大山と専門学校で出会い、児童養護施設の職員の数を増やすという目標に共感し、二人三脚で今に至っています。
〇高瀬さん
私は、「社会的な課題の解決に取り組む革新的な事業に対して、資金の提供と、パートナーによる経営支援を行う」SVP東京という支援団体に所属しています。大山代表が投資・協働団体に応募された2017年5月にそのヒアリング担当になったのが出会いです。 その後、仮の協働を通じて、チャイボラが持つ強みとターゲットとする課題領域にブルーオーシャンといえる可能性を感じました。また、何より、大山代表を始めメンバーの皆さんの熱意と人柄に魅力を感じました。以前から子供のための課題解決のための団体で活動したいという希望があったこともあり、監事として団体に参画するというお誘いを受け快諾し、今に至っています。
〇福田さん
この団体に参画したのは、児童養護施設出身者の支援活動をしている父の影響もあったと思います。そして、もう一つは、新卒で就職した会社からの転職を考えていたときに、テレビ番組の「情熱大陸」で、ビジネスとソーシャルでパラレルに働くという働き方を知り、「これが自分の理想の姿だな」と感じたことが大きいです。
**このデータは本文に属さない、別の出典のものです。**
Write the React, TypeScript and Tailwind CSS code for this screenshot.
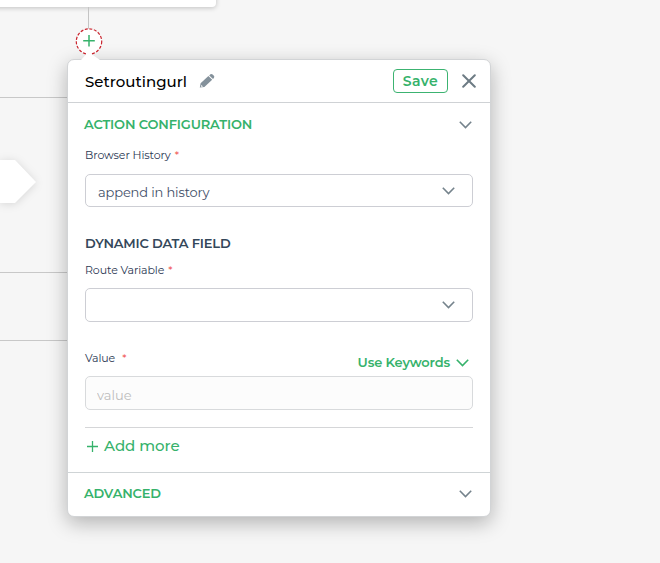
import React from "react";

const Chevron = ({ className = "" }: { className?: string }) => (
  <svg className={className} width="14" height="10" viewBox="0 0 14 10" fill="none" stroke="currentColor" strokeWidth="1.6">
    <path d="M0.8 1.8 6.5 7.5 12.2 1.8" />
  </svg>
);

const Label = ({ text, gap = "ml-1" }: { text: string; gap?: string }) => (
  <div className="flex h-[18px] items-center text-[11px] tracking-[-0.08px] text-[#2b3853]">
    <span>{text}</span>
    <span className={`${gap} text-[#f0524f]`}>*</span>
  </div>
);

const Select = ({ value, className }: { value: string; className: string }) => (
  <div className={`flex items-center justify-between rounded-[5px] border border-[#cdced4] pl-3 pr-[16px] ${className}`}>
    <span className="pt-1 text-[13px] tracking-[-0.14px] text-[#435069]">{value}</span>
    <Chevron className="text-[#75838c]" />
  </div>
);

export default function App() {
  return (
    <div className="relative h-[563px] w-[660px] overflow-hidden bg-[#f6f6f6] font-['Montserrat','Inter',sans-serif]">
      <div className="absolute -left-2 -top-4 h-[23px] w-[224px] rounded-[4px] bg-white shadow-[0_1px_5px_rgba(0,0,0,0.22)]" />
      <div className="absolute left-[88px] top-[7px] h-[22px] w-px bg-[#c4c4c4]" />
      <div className="absolute left-0 top-[97px] h-px w-[68px] bg-[#c8c8c8]" />
      <div className="absolute left-0 top-[272px] h-px w-[68px] bg-[#c8c8c8]" />
      <div className="absolute left-0 top-[340px] h-px w-[68px] bg-[#c8c8c8]" />
      <svg className="absolute left-0 top-[150px] drop-shadow-[0_1px_4px_rgba(0,0,0,0.13)]" width="46" height="64">
        <path d="M-8 10H15L36 32 15 53H-8Z" fill="#fff" />
      </svg>

      <div className="absolute left-[67px] top-[59px] flex h-[458px] w-[424px] flex-col rounded-[7px] border border-[#d2d4d6] bg-white shadow-[0_6px_20px_rgba(0,0,0,0.28)]">
        <div className="flex h-[43px] shrink-0 items-center border-b border-[#cfd2d5] pl-[17px] pr-[14px]">
          <h1 className="pt-[2px] text-[15px] font-medium tracking-[0.02px] text-black">Setroutingurl</h1>
          <svg className="ml-3 text-[#84919b]" width="16" height="16" viewBox="0 0 16 16" fill="currentColor">
            <path d="M0.8 14.6 1.6 10.2 9.4 3.1 13.2 6.8 5.4 13.9ZM10.2 2.4 11.4 1.3Q12.6.5 13.6 1.4L14.9 2.7Q15.8 3.8 14.9 4.9L14 6Z" />
            <path d="M2.3 11.9 4.1 13.5 1.9 13.8Z" fill="#fff" />
          </svg>
          <button className="ml-auto h-6 w-[55px] rounded-[4px] border border-[#3cb371] text-[14px] font-semibold leading-[22px] tracking-[0.4px] text-[#36b26b]">Save</button>
          <svg className="ml-[14px] text-[#6d7b84]" width="14" height="14" viewBox="0 0 14 14" stroke="currentColor" strokeWidth="2" strokeLinecap="round">
            <path d="M1.2 1.2 12.8 12.8M12.8 1.2 1.2 12.8" />
          </svg>
        </div>

        <div className="flex flex-col px-[17px]">
          <div className="flex h-[43px] items-center justify-between">
            <h2 className="-ml-px text-[13px] font-semibold tracking-[-0.15px] text-[#36b26b]">ACTION CONFIGURATION</h2>
            <Chevron className="text-[#75838c]" />
          </div>
          <Label text="Browser History" />
          <Select value="append in history" className="mt-[10px] h-[33px]" />
          <h3 className="mt-[26px] h-5 text-[13px] font-semibold leading-5 tracking-[-0.18px] text-[#34475a]">DYNAMIC DATA FIELD</h3>
          <div className="mt-2">
            <Label text="Route Variable" />
          </div>
          <Select value="" className="mt-[9px] h-[34px]" />
          <div className="mt-[27px] flex h-[27px] justify-between">
            <Label text="Value" gap="ml-[7px]" />
            <button className="mr-[3px] flex h-7 items-center gap-[6px] text-[13px] font-semibold tracking-[-0.16px] text-[#36b26b]">
              Use Keywords
              <Chevron />
            </button>
          </div>
          <input
            className="h-[34px] rounded-[5px] border border-[#d8dadc] bg-[#fcfcfc] px-[11px] pt-1 text-[13px] placeholder:text-[#bdbdbd]"
            placeholder="value"
          />
          <div className="mt-[17px] h-px bg-[#d5d6d8]" />
          <button className="flex h-9 items-center gap-[6px] pl-[2px] text-[15px] font-medium tracking-[-0.03px] text-[#36b26b]">
            <svg width="11" height="11" viewBox="0 0 11 11" stroke="currentColor" strokeWidth="1.3">
              <path d="M5.5 0V11M0 5.5H11" />
            </svg>
            Add more
          </button>
        </div>
        <div className="mt-auto flex h-[44px] items-center justify-between border-t border-[#cfd4d6] px-[17px] pb-px">
          <h2 className="-ml-px text-[13px] font-semibold tracking-[-0.18px] text-[#36b26b]">ADVANCED</h2>
          <Chevron className="text-[#75838c]" />
        </div>
      </div>

      <svg className="absolute left-[70px] top-[22px]" width="38" height="46" fill="none">
        <circle cx="19" cy="19.5" r="12.7" fill="#fff" stroke="#c9222c" strokeWidth="1.2" strokeDasharray="3 1.6" />
        <path d="M19 13V24.6M13.2 18.8H24.8" stroke="#36b26b" strokeWidth="1.5" />
        <path d="M19 30 Q20.5 30 22 32.5L30 38 20 46 11 38 16 32.5Q17.5 30 19 30" fill="#fff" />
      </svg>
    </div>
  );
}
「子どもの成長に関わることをしたい。」という思いで、大山の団体立ち上げ時から一緒に活動しています。
〇みつるさん
僕は就職した会社の配属先で、あるサッカーチームの子ども達のコーチをやっていました。その中で子どもの特長を感じ取り、成長に寄り添うことに強いやりがいを感じていました。
その様なタイミングで、代表である姉から社会的養護施設や子ども達の現状を聞きました。
このまま何もしなければ、「人が目の前で倒れているのに横を素通りしてしまう」といった感覚が強くなりました。そこで、サッカーを通じて施設の子どもたちの成長に関わって行ければと思い、一念発起し、会社を退職して現在はチャイボラの活動に力を入れています。
サッカーは、頭•心•身体の全てを養うことができる有効的なスポーツと考えています。
「発達のゴールデンエイジ」と言われる大切な時期に、そのトレーニングや成長の機会を施設で生活する子ども達にも作ってあげたいと考えています。
チャイボラさんには、団体内のメンバーだけでなく、そのビジョンに共感し協働する様々なパートナーさんもいらっしゃいます。
力強いITスペシャリストのパートナーの斎藤さんもご紹介します。
職業体験サービスなどを提供する株式会社仕事旅行社さん、一般社団法人三十路祭りさんなどでエンジニアとして活躍のご経験をお持ちです。IT業界で仕事をされている中で、異なったカテゴリーでの一つのアウトプットとして協働されています。
取材を通じて学んだこと
私は今回取材をさせていただいて、子どもたちを社会的に養護するために施設の現状について勉強することができました。虐待などを受けてきた子どもたちのための生活の場で、ある意味で親にあたる職員のみなさんが不足していることに課題を持ち、大企業を辞めて活動を開始した大山代表は同じ女性として目標とすべき方だと思いました。ぁ貴重なお時間をありがとうございました。(高校三年 A)
※ 高校生のプライバシー保護のためイニシャルとさせていただいています。